> [LISTED RECORDS]
------
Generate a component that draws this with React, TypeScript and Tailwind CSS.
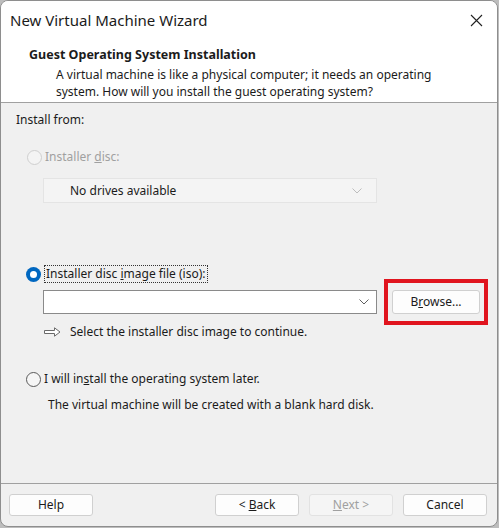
------
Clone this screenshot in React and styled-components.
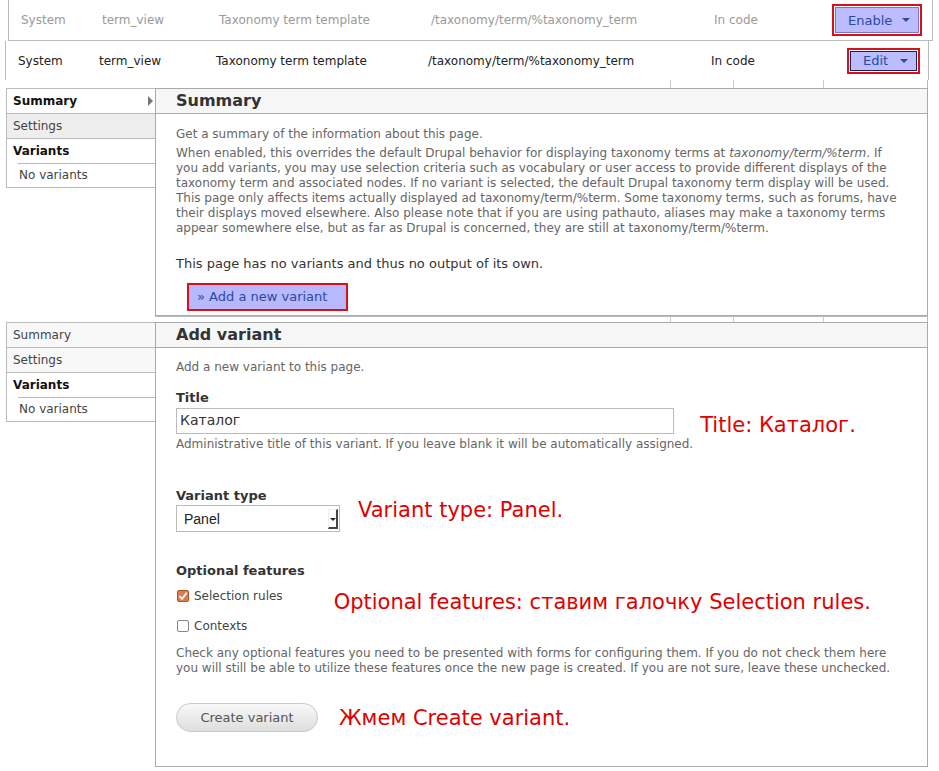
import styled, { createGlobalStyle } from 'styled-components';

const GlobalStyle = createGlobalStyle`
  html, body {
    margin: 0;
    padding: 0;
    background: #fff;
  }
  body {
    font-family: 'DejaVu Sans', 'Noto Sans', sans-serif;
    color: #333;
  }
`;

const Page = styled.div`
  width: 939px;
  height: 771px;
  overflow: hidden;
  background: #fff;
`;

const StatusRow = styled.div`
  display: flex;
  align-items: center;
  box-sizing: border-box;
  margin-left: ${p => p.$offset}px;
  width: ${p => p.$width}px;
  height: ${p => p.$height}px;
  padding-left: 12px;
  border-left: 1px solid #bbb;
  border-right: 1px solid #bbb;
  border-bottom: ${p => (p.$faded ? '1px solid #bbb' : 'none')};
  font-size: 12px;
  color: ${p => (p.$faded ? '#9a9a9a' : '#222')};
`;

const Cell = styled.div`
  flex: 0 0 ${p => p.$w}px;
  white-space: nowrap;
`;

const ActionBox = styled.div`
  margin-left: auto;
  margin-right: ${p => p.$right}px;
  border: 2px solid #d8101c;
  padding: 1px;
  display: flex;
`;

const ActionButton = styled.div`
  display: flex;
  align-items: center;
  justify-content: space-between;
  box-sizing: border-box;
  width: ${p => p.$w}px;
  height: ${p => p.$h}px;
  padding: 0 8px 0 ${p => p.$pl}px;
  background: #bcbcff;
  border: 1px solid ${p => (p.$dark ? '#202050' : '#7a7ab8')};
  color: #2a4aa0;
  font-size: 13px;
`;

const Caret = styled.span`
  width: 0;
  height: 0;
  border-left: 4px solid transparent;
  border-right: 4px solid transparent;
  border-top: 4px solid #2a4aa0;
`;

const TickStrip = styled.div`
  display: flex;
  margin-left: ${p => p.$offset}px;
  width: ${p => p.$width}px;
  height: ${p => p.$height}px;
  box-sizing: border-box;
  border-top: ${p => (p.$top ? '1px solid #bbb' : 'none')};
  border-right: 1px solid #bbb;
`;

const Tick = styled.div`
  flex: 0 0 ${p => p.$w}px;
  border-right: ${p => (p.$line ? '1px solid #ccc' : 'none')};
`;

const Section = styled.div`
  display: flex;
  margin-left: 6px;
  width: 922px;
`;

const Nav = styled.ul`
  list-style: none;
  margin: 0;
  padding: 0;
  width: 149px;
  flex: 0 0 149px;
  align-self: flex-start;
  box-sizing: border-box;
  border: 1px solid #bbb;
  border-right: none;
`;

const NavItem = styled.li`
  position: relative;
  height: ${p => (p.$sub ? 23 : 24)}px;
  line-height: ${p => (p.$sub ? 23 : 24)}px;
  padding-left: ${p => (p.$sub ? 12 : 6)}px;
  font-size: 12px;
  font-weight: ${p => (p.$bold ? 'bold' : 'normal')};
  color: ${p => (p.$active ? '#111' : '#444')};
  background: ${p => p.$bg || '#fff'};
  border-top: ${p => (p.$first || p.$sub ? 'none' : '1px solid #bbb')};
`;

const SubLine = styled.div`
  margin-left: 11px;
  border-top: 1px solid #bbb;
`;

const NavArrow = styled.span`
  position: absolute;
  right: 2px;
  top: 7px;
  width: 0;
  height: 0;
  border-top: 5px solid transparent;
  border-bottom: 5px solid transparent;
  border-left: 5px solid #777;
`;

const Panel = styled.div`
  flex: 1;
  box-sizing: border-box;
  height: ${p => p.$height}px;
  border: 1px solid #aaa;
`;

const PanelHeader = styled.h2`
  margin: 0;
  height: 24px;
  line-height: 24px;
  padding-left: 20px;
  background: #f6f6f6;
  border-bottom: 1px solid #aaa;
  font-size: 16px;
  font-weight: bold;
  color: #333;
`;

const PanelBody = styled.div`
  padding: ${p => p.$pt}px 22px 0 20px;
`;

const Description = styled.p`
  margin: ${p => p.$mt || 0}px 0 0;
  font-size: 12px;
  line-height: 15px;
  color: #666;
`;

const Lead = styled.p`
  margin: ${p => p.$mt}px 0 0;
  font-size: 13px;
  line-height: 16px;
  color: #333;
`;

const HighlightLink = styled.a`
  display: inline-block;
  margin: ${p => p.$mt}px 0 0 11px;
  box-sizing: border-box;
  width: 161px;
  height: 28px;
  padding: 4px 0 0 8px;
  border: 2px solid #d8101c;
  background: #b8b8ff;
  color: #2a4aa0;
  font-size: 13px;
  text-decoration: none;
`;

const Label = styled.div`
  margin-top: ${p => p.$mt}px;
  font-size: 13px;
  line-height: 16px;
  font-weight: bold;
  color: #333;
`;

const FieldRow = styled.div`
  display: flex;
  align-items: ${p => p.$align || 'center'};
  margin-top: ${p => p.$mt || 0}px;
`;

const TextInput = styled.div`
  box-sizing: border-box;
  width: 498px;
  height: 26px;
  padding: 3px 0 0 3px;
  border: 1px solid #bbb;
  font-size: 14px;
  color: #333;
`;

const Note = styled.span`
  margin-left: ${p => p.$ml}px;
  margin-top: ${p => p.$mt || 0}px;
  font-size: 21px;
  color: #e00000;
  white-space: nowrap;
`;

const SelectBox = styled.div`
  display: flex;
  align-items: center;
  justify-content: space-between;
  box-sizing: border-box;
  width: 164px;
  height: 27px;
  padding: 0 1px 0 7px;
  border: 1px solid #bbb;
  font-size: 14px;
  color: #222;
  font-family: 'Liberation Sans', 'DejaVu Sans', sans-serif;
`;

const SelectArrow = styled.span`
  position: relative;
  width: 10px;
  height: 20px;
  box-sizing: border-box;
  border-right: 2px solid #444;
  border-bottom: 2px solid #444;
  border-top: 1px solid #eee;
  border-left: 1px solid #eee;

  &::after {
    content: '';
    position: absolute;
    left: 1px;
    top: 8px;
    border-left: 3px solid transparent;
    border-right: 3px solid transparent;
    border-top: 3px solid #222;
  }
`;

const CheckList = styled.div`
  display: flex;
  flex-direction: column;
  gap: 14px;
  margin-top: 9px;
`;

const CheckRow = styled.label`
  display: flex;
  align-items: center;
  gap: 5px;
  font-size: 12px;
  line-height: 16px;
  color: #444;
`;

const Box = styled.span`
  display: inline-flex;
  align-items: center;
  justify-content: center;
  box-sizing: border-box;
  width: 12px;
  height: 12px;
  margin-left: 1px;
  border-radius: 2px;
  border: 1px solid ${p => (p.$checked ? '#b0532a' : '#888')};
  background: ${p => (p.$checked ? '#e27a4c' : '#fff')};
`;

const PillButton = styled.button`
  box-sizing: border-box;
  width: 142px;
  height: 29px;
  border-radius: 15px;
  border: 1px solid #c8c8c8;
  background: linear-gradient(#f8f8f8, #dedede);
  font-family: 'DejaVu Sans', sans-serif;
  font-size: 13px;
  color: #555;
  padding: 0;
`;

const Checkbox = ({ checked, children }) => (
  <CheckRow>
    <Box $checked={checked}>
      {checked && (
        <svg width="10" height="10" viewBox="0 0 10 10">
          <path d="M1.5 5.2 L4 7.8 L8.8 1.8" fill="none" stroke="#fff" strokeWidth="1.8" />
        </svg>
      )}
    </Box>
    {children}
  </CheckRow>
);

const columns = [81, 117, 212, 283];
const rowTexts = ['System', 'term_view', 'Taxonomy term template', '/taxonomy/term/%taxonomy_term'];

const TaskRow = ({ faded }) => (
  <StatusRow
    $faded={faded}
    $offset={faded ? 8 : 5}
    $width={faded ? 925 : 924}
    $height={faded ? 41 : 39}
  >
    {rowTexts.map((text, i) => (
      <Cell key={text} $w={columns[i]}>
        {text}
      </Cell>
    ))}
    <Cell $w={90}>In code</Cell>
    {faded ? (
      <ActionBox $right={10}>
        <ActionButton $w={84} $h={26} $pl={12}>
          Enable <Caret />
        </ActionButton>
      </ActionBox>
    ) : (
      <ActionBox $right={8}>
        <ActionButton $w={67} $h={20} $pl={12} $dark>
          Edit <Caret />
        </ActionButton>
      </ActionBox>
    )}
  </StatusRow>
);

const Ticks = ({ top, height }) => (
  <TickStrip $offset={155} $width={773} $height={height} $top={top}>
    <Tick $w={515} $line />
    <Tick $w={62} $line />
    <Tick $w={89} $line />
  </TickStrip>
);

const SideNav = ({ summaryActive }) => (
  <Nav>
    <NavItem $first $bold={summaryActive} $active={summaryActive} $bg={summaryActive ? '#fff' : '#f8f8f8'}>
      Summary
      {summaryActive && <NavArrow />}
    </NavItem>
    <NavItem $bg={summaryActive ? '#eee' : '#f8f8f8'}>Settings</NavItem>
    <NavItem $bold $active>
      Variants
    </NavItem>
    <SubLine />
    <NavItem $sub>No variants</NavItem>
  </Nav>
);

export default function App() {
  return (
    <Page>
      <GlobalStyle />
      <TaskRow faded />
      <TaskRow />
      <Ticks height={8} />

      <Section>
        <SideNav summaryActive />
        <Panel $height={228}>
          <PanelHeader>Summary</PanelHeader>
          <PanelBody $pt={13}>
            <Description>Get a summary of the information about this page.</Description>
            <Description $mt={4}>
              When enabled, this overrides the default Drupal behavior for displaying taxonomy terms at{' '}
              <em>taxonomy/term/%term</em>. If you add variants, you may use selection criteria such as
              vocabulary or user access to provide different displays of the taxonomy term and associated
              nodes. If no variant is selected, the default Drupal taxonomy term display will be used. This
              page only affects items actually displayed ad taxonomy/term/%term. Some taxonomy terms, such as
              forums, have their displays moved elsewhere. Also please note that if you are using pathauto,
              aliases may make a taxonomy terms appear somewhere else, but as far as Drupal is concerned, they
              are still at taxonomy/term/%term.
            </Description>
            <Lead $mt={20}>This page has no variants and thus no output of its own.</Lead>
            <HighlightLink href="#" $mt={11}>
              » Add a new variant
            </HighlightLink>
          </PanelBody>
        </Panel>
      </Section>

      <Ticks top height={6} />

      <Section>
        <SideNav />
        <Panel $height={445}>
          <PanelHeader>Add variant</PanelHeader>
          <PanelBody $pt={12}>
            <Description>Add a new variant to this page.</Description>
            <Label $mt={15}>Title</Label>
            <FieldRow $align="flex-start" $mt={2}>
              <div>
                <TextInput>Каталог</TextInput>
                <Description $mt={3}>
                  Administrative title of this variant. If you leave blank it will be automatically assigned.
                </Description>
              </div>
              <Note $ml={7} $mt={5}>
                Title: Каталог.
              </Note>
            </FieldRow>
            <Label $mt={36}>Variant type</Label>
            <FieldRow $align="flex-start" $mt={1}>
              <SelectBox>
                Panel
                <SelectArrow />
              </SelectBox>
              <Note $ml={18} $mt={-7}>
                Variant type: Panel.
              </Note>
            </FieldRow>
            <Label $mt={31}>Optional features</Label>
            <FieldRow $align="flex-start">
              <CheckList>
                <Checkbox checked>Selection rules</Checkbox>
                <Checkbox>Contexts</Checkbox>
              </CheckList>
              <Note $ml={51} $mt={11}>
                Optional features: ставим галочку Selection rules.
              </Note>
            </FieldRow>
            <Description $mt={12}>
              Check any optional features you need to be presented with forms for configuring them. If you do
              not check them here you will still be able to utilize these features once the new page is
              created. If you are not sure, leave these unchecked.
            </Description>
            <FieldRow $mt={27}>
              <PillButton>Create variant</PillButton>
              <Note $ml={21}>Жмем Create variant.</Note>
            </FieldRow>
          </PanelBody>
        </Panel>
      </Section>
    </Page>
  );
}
------
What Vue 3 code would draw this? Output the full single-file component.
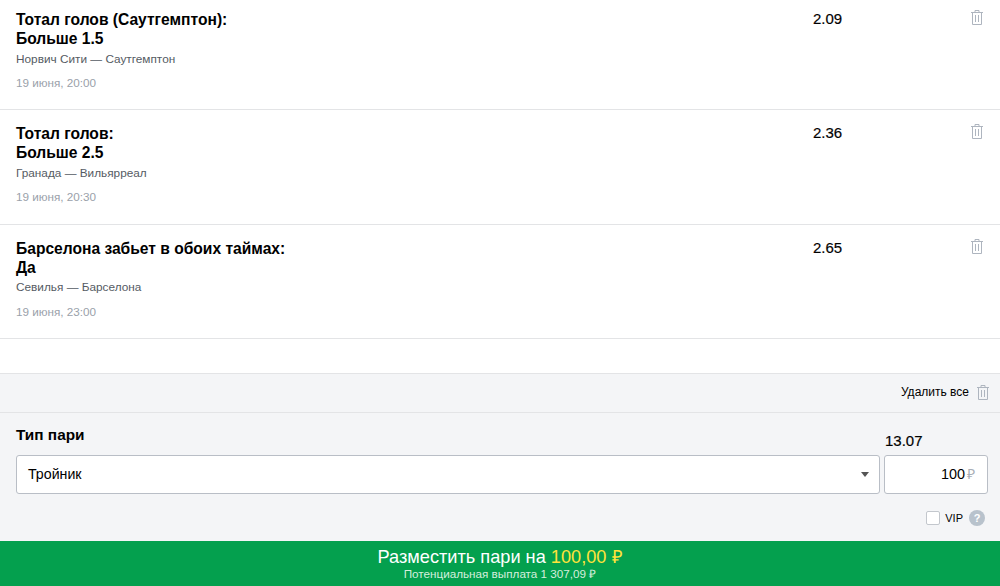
------
Copy every line of the listing that includes the string "React".

Generate a component that draws this with React, TypeScript and Tailwind CSS.
Clone this screenshot in React and styled-components.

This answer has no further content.